DATA LINES>
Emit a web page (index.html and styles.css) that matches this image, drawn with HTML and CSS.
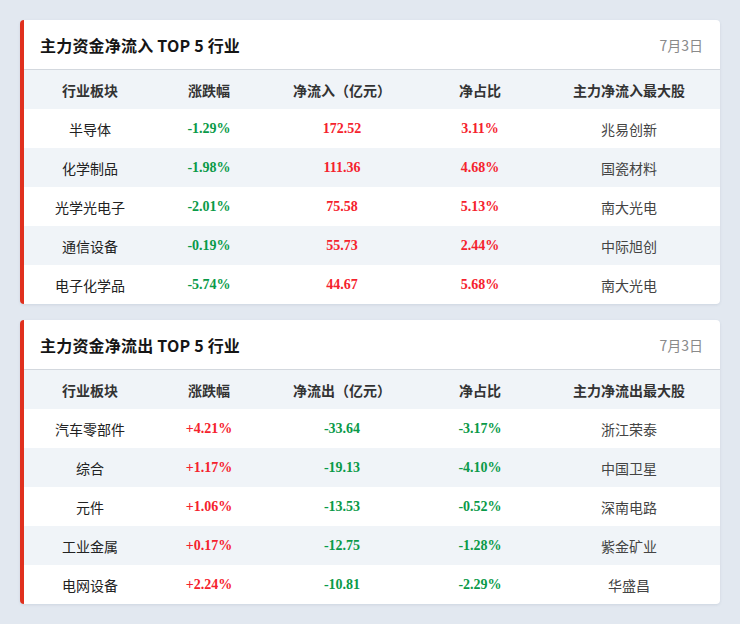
FILE: index.html
```html
<!DOCTYPE html>
<html lang="zh">
<head>
<meta charset="utf-8">
<link rel="stylesheet" href="styles.css">
</head>
<body>
<section class="card">
  <div class="card-head">
    <h2 class="title">主力资金净流入 TOP 5 行业</h2>
    <span class="date">7月3日</span>
  </div>
  <table class="tbl">
    <colgroup><col class="c1"><col class="c2"><col class="c3"><col class="c4"><col class="c5"></colgroup>
    <thead><tr><th>行业板块</th><th>涨跌幅</th><th>净流入（亿元）</th><th>净占比</th><th>主力净流入最大股</th></tr></thead>
    <tbody>
      <tr><td>半导体</td><td class="num down">-1.29%</td><td class="num up">172.52</td><td class="num up">3.11%</td><td class="stock">兆易创新</td></tr>
      <tr><td>化学制品</td><td class="num down">-1.98%</td><td class="num up">111.36</td><td class="num up">4.68%</td><td class="stock">国瓷材料</td></tr>
      <tr><td>光学光电子</td><td class="num down">-2.01%</td><td class="num up">75.58</td><td class="num up">5.13%</td><td class="stock">南大光电</td></tr>
      <tr><td>通信设备</td><td class="num down">-0.19%</td><td class="num up">55.73</td><td class="num up">2.44%</td><td class="stock">中际旭创</td></tr>
      <tr><td>电子化学品</td><td class="num down">-5.74%</td><td class="num up">44.67</td><td class="num up">5.68%</td><td class="stock">南大光电</td></tr>
    </tbody>
  </table>
</section>
<section class="card">
  <div class="card-head">
    <h2 class="title">主力资金净流出 TOP 5 行业</h2>
    <span class="date">7月3日</span>
  </div>
  <table class="tbl">
    <colgroup><col class="c1"><col class="c2"><col class="c3"><col class="c4"><col class="c5"></colgroup>
    <thead><tr><th>行业板块</th><th>涨跌幅</th><th>净流出（亿元）</th><th>净占比</th><th>主力净流出最大股</th></tr></thead>
    <tbody>
      <tr><td>汽车零部件</td><td class="num up">+4.21%</td><td class="num down">-33.64</td><td class="num down">-3.17%</td><td class="stock">浙江荣泰</td></tr>
      <tr><td>综合</td><td class="num up">+1.17%</td><td class="num down">-19.13</td><td class="num down">-4.10%</td><td class="stock">中国卫星</td></tr>
      <tr><td>元件</td><td class="num up">+1.06%</td><td class="num down">-13.53</td><td class="num down">-0.52%</td><td class="stock">深南电路</td></tr>
      <tr><td>工业金属</td><td class="num up">+0.17%</td><td class="num down">-12.75</td><td class="num down">-1.28%</td><td class="stock">紫金矿业</td></tr>
      <tr><td>电网设备</td><td class="num up">+2.24%</td><td class="num down">-10.81</td><td class="num down">-2.29%</td><td class="stock">华盛昌</td></tr>
    </tbody>
  </table>
</section>
</body>
</html>
```

FILE: styles.css
```css
html, body {
  margin: 0;
  padding: 0;
}
body {
  background: #e2e8f0;
  padding: 20px;
  font-family: "Noto Sans CJK SC", "Noto Sans", sans-serif;
  display: flex;
  flex-direction: column;
  gap: 16px;
}
.card {
  background: #ffffff;
  border-left: 4px solid #e0301e;
  border-radius: 4px;
  box-shadow: 0 1px 3px rgba(30, 50, 80, 0.10);
  overflow: hidden;
}
.card-head {
  height: 49px;
  display: flex;
  align-items: center;
  justify-content: space-between;
  padding: 0 17px 0 16px;
  border-bottom: 1px solid #d3d8de;
}
.title {
  margin: 0;
  font-size: 16px;
  font-weight: 700;
  color: #151515;
  line-height: 1;
  letter-spacing: 0.2px;
}
.date {
  font-size: 14px;
  color: #8a8a8a;
  line-height: 1;
}
.tbl {
  width: 100%;
  border-collapse: collapse;
  table-layout: fixed;
}
.c1 { width: 132px; }
.c2 { width: 106px; }
.c3 { width: 160px; }
.c4 { width: 116px; }
.c5 { width: 182px; }
.tbl th, .tbl td {
  height: 39px;
  padding: 0;
  text-align: center;
  vertical-align: middle;
  font-size: 14px;
  line-height: 1;
}
.tbl th {
  background: #f0f4f8;
  color: #333333;
  font-weight: 700;
}
.tbl td {
  color: #222222;
}
.tbl tbody tr:nth-child(even) td {
  background: #f0f4f8;
}
.tbl td.stock {
  color: #444444;
}
.tbl td.num {
  font-family: "Liberation Serif", "Times New Roman", serif;
  font-weight: 700;
  font-size: 14px;
}
.tbl td.up {
  color: #f5222d;
}
.tbl td.down {
  color: #0a9a48;
}
```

WHAT IS BEING ASKED>
Leaving the pictures aside, transcribe the entire listing exactly.

TASK ANSWER>
Emit a web page (index.html and styles.css) that matches this image, drawn with HTML and CSS.
FILE: index.html
```html
<!DOCTYPE html>
<html lang="zh">
<head>
<meta charset="utf-8">
<link rel="stylesheet" href="styles.css">
</head>
<body>
<section class="card">
  <div class="card-head">
    <h2 class="title">主力资金净流入 TOP 5 行业</h2>
    <span class="date">7月3日</span>
  </div>
  <table class="tbl">
    <colgroup><col class="c1"><col class="c2"><col class="c3"><col class="c4"><col class="c5"></colgroup>
    <thead><tr><th>行业板块</th><th>涨跌幅</th><th>净流入（亿元）</th><th>净占比</th><th>主力净流入最大股</th></tr></thead>
    <tbody>
      <tr><td>半导体</td><td class="num down">-1.29%</td><td class="num up">172.52</td><td class="num up">3.11%</td><td class="stock">兆易创新</td></tr>
      <tr><td>化学制品</td><td class="num down">-1.98%</td><td class="num up">111.36</td><td class="num up">4.68%</td><td class="stock">国瓷材料</td></tr>
      <tr><td>光学光电子</td><td class="num down">-2.01%</td><td class="num up">75.58</td><td class="num up">5.13%</td><td class="stock">南大光电</td></tr>
      <tr><td>通信设备</td><td class="num down">-0.19%</td><td class="num up">55.73</td><td class="num up">2.44%</td><td class="stock">中际旭创</td></tr>
      <tr><td>电子化学品</td><td class="num down">-5.74%</td><td class="num up">44.67</td><td class="num up">5.68%</td><td class="stock">南大光电</td></tr>
    </tbody>
  </table>
</section>
<section class="card">
  <div class="card-head">
    <h2 class="title">主力资金净流出 TOP 5 行业</h2>
    <span class="date">7月3日</span>
  </div>
  <table class="tbl">
    <colgroup><col class="c1"><col class="c2"><col class="c3"><col class="c4"><col class="c5"></colgroup>
    <thead><tr><th>行业板块</th><th>涨跌幅</th><th>净流出（亿元）</th><th>净占比</th><th>主力净流出最大股</th></tr></thead>
    <tbody>
      <tr><td>汽车零部件</td><td class="num up">+4.21%</td><td class="num down">-33.64</td><td class="num down">-3.17%</td><td class="stock">浙江荣泰</td></tr>
      <tr><td>综合</td><td class="num up">+1.17%</td><td class="num down">-19.13</td><td class="num down">-4.10%</td><td class="stock">中国卫星</td></tr>
      <tr><td>元件</td><td class="num up">+1.06%</td><td class="num down">-13.53</td><td class="num down">-0.52%</td><td class="stock">深南电路</td></tr>
      <tr><td>工业金属</td><td class="num up">+0.17%</td><td class="num down">-12.75</td><td class="num down">-1.28%</td><td class="stock">紫金矿业</td></tr>
      <tr><td>电网设备</td><td class="num up">+2.24%</td><td class="num down">-10.81</td><td class="num down">-2.29%</td><td class="stock">华盛昌</td></tr>
    </tbody>
  </table>
</section>
</body>
</html>
```

FILE: styles.css
```css
html, body {
  margin: 0;
  padding: 0;
}
body {
  background: #e2e8f0;
  padding: 20px;
  font-family: "Noto Sans CJK SC", "Noto Sans", sans-serif;
  display: flex;
  flex-direction: column;
  gap: 16px;
}
.card {
  background: #ffffff;
  border-left: 4px solid #e0301e;
  border-radius: 4px;
  box-shadow: 0 1px 3px rgba(30, 50, 80, 0.10);
  overflow: hidden;
}
.card-head {
  height: 49px;
  display: flex;
  align-items: center;
  justify-content: space-between;
  padding: 0 17px 0 16px;
  border-bottom: 1px solid #d3d8de;
}
.title {
  margin: 0;
  font-size: 16px;
  font-weight: 700;
  color: #151515;
  line-height: 1;
  letter-spacing: 0.2px;
}
.date {
  font-size: 14px;
  color: #8a8a8a;
  line-height: 1;
}
.tbl {
  width: 100%;
  border-collapse: collapse;
  table-layout: fixed;
}
.c1 { width: 132px; }
.c2 { width: 106px; }
.c3 { width: 160px; }
.c4 { width: 116px; }
.c5 { width: 182px; }
.tbl th, .tbl td {
  height: 39px;
  padding: 0;
  text-align: center;
  vertical-align: middle;
  font-size: 14px;
  line-height: 1;
}
.tbl th {
  background: #f0f4f8;
  color: #333333;
  font-weight: 700;
}
.tbl td {
  color: #222222;
}
.tbl tbody tr:nth-child(even) td {
  background: #f0f4f8;
}
.tbl td.stock {
  color: #444444;
}
.tbl td.num {
  font-family: "Liberation Serif", "Times New Roman", serif;
  font-weight: 700;
  font-size: 14px;
}
.tbl td.up {
  color: #f5222d;
}
.tbl td.down {
  color: #0a9a48;
}
```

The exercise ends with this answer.